25 JUNE 1910, Page 2

What the suffragists will of course do when they obtain

their magnificent division will be to declare that the opinion of the House is so overwhelmingly in favour of the Bill that the Government must revise their decision and go forward with the measure, even if this means sitting on for another month. Mr. Asquith must of course have anticipated such an attempt to carry him and the Government off their legs. He no doubt hopes to get the better of it by naming a day for the second reading so late that he will be able to say that it is physically impossible to take any further action. The second reading, that is, will be almost the last thing on the Parliamentary pro- gramme, and plenty of Members will be allowed to steal away for their holidays before it comes on. That such action will exasperate, and justly exasperate, the women and lead the Government into further trouble we cannot doubt.

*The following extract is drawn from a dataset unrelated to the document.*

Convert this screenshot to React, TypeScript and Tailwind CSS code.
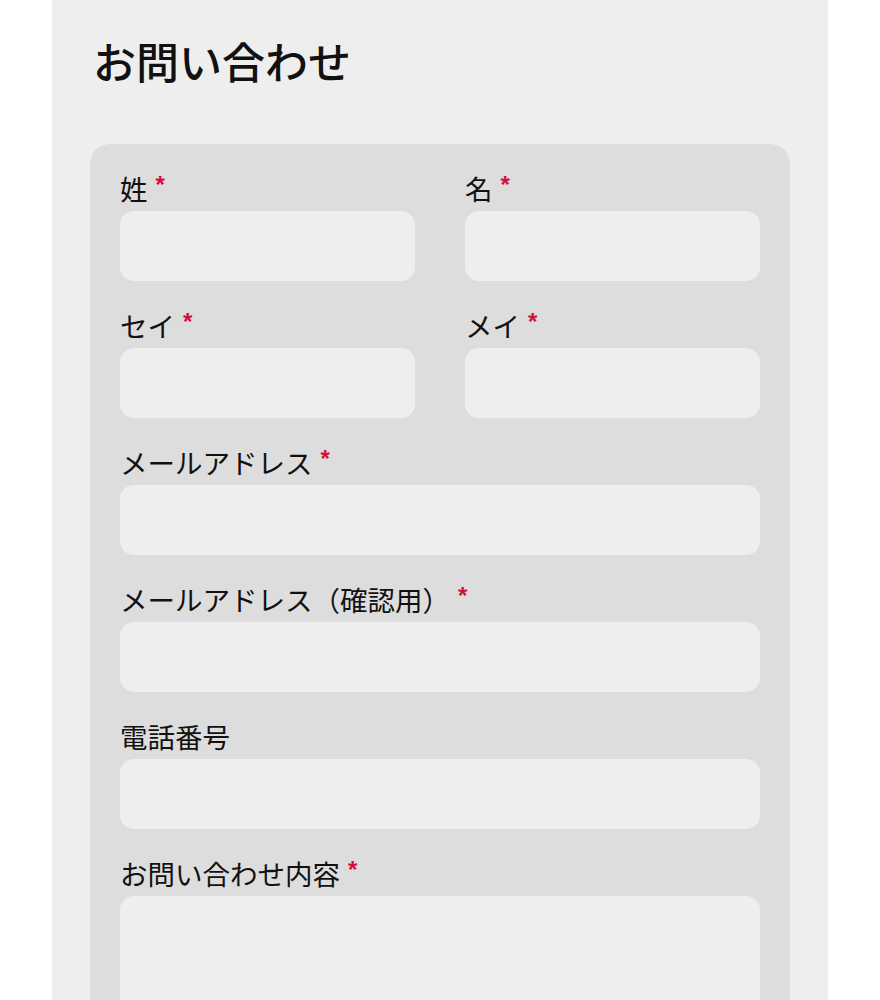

As we have said again and again in these columns, we feel, strong anti-suffragists as we are, that the suffragists have a very real complaint against those who promise but do not mean to perform. No other public question that we can remember has ever been so disgracefully played with as this. To our mind, it affords yet another argument against woman suffrage. That so many men are apparently not ashamed to fool members of the other sex is, we bold, an extra reason for not dividing the sovereignty of the State, but for keeping it in the hands of one sex, and that the sex which is endowed by Nature with physical force.